* TASK PROMPT: Please write the listing below out again exactly, leaving every picture behind.

* STORED DATA:
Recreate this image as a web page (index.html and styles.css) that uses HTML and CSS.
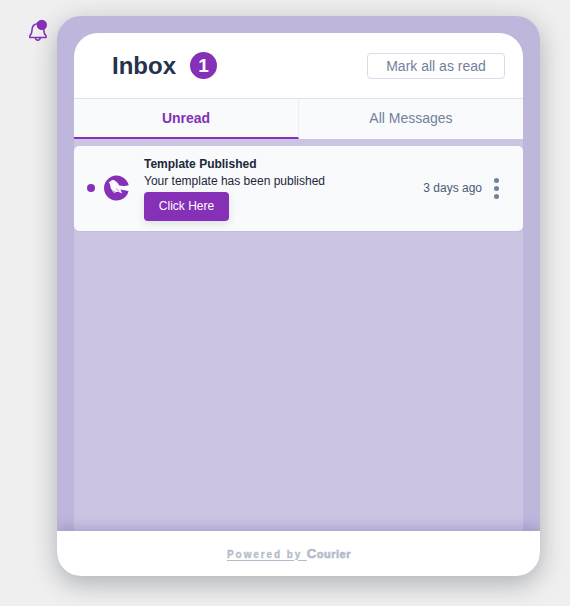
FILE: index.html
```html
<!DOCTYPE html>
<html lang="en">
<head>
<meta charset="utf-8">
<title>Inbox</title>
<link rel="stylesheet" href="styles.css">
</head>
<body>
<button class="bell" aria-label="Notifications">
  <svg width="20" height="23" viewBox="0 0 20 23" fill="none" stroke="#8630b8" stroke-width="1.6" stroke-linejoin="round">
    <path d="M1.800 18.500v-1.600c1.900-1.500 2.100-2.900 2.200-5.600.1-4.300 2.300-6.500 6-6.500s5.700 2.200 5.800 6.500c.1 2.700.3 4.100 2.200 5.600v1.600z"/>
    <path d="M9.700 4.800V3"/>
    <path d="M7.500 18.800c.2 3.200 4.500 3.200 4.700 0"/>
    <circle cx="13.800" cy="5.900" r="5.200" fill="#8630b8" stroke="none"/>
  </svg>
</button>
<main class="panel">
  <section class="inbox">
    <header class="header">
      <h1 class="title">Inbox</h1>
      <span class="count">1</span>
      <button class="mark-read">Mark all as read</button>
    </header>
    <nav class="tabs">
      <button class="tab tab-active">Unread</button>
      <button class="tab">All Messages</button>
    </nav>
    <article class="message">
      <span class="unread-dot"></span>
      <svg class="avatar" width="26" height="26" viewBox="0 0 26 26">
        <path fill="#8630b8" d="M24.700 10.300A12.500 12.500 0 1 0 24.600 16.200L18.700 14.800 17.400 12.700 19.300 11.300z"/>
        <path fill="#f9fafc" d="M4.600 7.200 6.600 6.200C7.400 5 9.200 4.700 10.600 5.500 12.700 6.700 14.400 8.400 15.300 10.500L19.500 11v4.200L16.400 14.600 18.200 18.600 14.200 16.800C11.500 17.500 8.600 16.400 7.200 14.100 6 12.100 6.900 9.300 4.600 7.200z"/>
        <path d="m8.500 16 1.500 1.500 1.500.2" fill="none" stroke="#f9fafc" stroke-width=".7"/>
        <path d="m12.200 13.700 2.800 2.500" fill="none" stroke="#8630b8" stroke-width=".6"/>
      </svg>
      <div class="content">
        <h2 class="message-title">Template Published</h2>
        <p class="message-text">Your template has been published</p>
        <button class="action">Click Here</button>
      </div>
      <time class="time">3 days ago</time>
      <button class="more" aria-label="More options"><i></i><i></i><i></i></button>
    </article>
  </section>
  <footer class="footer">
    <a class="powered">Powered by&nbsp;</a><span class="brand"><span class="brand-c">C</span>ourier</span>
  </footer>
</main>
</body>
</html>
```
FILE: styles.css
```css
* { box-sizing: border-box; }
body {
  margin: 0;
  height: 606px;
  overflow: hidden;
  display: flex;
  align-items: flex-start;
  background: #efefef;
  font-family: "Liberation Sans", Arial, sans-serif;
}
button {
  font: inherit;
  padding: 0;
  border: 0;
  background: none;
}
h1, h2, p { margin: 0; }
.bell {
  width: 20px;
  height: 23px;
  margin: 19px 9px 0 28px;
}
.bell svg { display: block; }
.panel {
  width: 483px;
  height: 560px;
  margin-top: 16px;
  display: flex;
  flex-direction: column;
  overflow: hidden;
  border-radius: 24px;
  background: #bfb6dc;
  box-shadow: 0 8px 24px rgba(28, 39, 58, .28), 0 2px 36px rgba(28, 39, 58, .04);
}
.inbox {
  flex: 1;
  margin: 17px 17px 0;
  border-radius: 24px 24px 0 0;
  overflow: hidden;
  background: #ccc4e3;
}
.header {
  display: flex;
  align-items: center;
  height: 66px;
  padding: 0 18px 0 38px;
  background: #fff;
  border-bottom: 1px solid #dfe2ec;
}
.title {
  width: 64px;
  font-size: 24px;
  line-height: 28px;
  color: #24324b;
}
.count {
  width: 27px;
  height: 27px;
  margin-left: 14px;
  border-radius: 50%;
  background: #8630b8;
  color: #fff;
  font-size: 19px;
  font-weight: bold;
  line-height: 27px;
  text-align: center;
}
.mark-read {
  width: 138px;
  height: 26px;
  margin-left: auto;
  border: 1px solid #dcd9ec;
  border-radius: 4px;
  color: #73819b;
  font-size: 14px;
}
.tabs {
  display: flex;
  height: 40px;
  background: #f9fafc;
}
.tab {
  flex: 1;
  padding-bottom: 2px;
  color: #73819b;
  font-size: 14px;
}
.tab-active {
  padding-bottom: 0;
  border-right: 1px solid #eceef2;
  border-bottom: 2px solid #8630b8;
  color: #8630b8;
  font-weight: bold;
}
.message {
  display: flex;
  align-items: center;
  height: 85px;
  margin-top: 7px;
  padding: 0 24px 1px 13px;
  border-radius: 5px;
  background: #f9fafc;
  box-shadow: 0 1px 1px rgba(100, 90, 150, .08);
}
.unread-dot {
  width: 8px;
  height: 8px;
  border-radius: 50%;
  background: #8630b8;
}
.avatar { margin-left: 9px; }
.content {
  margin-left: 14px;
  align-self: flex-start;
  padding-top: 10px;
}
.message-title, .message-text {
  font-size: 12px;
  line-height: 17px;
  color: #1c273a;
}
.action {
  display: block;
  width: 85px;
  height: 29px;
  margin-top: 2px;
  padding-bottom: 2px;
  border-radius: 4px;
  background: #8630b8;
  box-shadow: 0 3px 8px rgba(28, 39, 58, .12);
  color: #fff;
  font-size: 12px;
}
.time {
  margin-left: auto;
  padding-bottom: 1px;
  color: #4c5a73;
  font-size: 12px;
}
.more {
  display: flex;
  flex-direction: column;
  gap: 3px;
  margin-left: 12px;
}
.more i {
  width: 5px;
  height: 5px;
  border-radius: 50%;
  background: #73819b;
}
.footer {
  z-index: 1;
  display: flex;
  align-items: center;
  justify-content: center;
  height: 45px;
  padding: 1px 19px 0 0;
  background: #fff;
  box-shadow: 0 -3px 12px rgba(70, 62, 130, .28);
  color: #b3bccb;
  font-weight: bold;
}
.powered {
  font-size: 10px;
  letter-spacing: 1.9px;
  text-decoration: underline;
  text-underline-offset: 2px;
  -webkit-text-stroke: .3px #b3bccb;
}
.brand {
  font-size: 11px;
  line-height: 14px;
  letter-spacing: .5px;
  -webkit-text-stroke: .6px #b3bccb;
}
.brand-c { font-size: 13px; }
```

* FINAL RESULT:
Recreate this image as a web page (index.html and styles.css) that uses HTML and CSS.
FILE: index.html
```html
<!DOCTYPE html>
<html lang="en">
<head>
<meta charset="utf-8">
<title>Inbox</title>
<link rel="stylesheet" href="styles.css">
</head>
<body>
<button class="bell" aria-label="Notifications">
  <svg width="20" height="23" viewBox="0 0 20 23" fill="none" stroke="#8630b8" stroke-width="1.6" stroke-linejoin="round">
    <path d="M1.800 18.500v-1.600c1.900-1.500 2.100-2.900 2.200-5.600.1-4.300 2.300-6.500 6-6.500s5.700 2.200 5.800 6.500c.1 2.700.3 4.100 2.200 5.600v1.600z"/>
    <path d="M9.700 4.800V3"/>
    <path d="M7.500 18.800c.2 3.200 4.500 3.200 4.700 0"/>
    <circle cx="13.800" cy="5.900" r="5.200" fill="#8630b8" stroke="none"/>
  </svg>
</button>
<main class="panel">
  <section class="inbox">
    <header class="header">
      <h1 class="title">Inbox</h1>
      <span class="count">1</span>
      <button class="mark-read">Mark all as read</button>
    </header>
    <nav class="tabs">
      <button class="tab tab-active">Unread</button>
      <button class="tab">All Messages</button>
    </nav>
    <article class="message">
      <span class="unread-dot"></span>
      <svg class="avatar" width="26" height="26" viewBox="0 0 26 26">
        <path fill="#8630b8" d="M24.700 10.300A12.500 12.500 0 1 0 24.600 16.200L18.700 14.800 17.400 12.700 19.300 11.300z"/>
        <path fill="#f9fafc" d="M4.600 7.200 6.600 6.200C7.400 5 9.200 4.700 10.600 5.500 12.700 6.700 14.400 8.400 15.300 10.500L19.500 11v4.200L16.400 14.600 18.200 18.600 14.200 16.800C11.500 17.500 8.600 16.400 7.200 14.100 6 12.100 6.900 9.300 4.600 7.200z"/>
        <path d="m8.500 16 1.500 1.500 1.500.2" fill="none" stroke="#f9fafc" stroke-width=".7"/>
        <path d="m12.200 13.700 2.800 2.500" fill="none" stroke="#8630b8" stroke-width=".6"/>
      </svg>
      <div class="content">
        <h2 class="message-title">Template Published</h2>
        <p class="message-text">Your template has been published</p>
        <button class="action">Click Here</button>
      </div>
      <time class="time">3 days ago</time>
      <button class="more" aria-label="More options"><i></i><i></i><i></i></button>
    </article>
  </section>
  <footer class="footer">
    <a class="powered">Powered by&nbsp;</a><span class="brand"><span class="brand-c">C</span>ourier</span>
  </footer>
</main>
</body>
</html>
```
FILE: styles.css
```css
* { box-sizing: border-box; }
body {
  margin: 0;
  height: 606px;
  overflow: hidden;
  display: flex;
  align-items: flex-start;
  background: #efefef;
  font-family: "Liberation Sans", Arial, sans-serif;
}
button {
  font: inherit;
  padding: 0;
  border: 0;
  background: none;
}
h1, h2, p { margin: 0; }
.bell {
  width: 20px;
  height: 23px;
  margin: 19px 9px 0 28px;
}
.bell svg { display: block; }
.panel {
  width: 483px;
  height: 560px;
  margin-top: 16px;
  display: flex;
  flex-direction: column;
  overflow: hidden;
  border-radius: 24px;
  background: #bfb6dc;
  box-shadow: 0 8px 24px rgba(28, 39, 58, .28), 0 2px 36px rgba(28, 39, 58, .04);
}
.inbox {
  flex: 1;
  margin: 17px 17px 0;
  border-radius: 24px 24px 0 0;
  overflow: hidden;
  background: #ccc4e3;
}
.header {
  display: flex;
  align-items: center;
  height: 66px;
  padding: 0 18px 0 38px;
  background: #fff;
  border-bottom: 1px solid #dfe2ec;
}
.title {
  width: 64px;
  font-size: 24px;
  line-height: 28px;
  color: #24324b;
}
.count {
  width: 27px;
  height: 27px;
  margin-left: 14px;
  border-radius: 50%;
  background: #8630b8;
  color: #fff;
  font-size: 19px;
  font-weight: bold;
  line-height: 27px;
  text-align: center;
}
.mark-read {
  width: 138px;
  height: 26px;
  margin-left: auto;
  border: 1px solid #dcd9ec;
  border-radius: 4px;
  color: #73819b;
  font-size: 14px;
}
.tabs {
  display: flex;
  height: 40px;
  background: #f9fafc;
}
.tab {
  flex: 1;
  padding-bottom: 2px;
  color: #73819b;
  font-size: 14px;
}
.tab-active {
  padding-bottom: 0;
  border-right: 1px solid #eceef2;
  border-bottom: 2px solid #8630b8;
  color: #8630b8;
  font-weight: bold;
}
.message {
  display: flex;
  align-items: center;
  height: 85px;
  margin-top: 7px;
  padding: 0 24px 1px 13px;
  border-radius: 5px;
  background: #f9fafc;
  box-shadow: 0 1px 1px rgba(100, 90, 150, .08);
}
.unread-dot {
  width: 8px;
  height: 8px;
  border-radius: 50%;
  background: #8630b8;
}
.avatar { margin-left: 9px; }
.content {
  margin-left: 14px;
  align-self: flex-start;
  padding-top: 10px;
}
.message-title, .message-text {
  font-size: 12px;
  line-height: 17px;
  color: #1c273a;
}
.action {
  display: block;
  width: 85px;
  height: 29px;
  margin-top: 2px;
  padding-bottom: 2px;
  border-radius: 4px;
  background: #8630b8;
  box-shadow: 0 3px 8px rgba(28, 39, 58, .12);
  color: #fff;
  font-size: 12px;
}
.time {
  margin-left: auto;
  padding-bottom: 1px;
  color: #4c5a73;
  font-size: 12px;
}
.more {
  display: flex;
  flex-direction: column;
  gap: 3px;
  margin-left: 12px;
}
.more i {
  width: 5px;
  height: 5px;
  border-radius: 50%;
  background: #73819b;
}
.footer {
  z-index: 1;
  display: flex;
  align-items: center;
  justify-content: center;
  height: 45px;
  padding: 1px 19px 0 0;
  background: #fff;
  box-shadow: 0 -3px 12px rgba(70, 62, 130, .28);
  color: #b3bccb;
  font-weight: bold;
}
.powered {
  font-size: 10px;
  letter-spacing: 1.9px;
  text-decoration: underline;
  text-underline-offset: 2px;
  -webkit-text-stroke: .3px #b3bccb;
}
.brand {
  font-size: 11px;
  line-height: 14px;
  letter-spacing: .5px;
  -webkit-text-stroke: .6px #b3bccb;
}
.brand-c { font-size: 13px; }
```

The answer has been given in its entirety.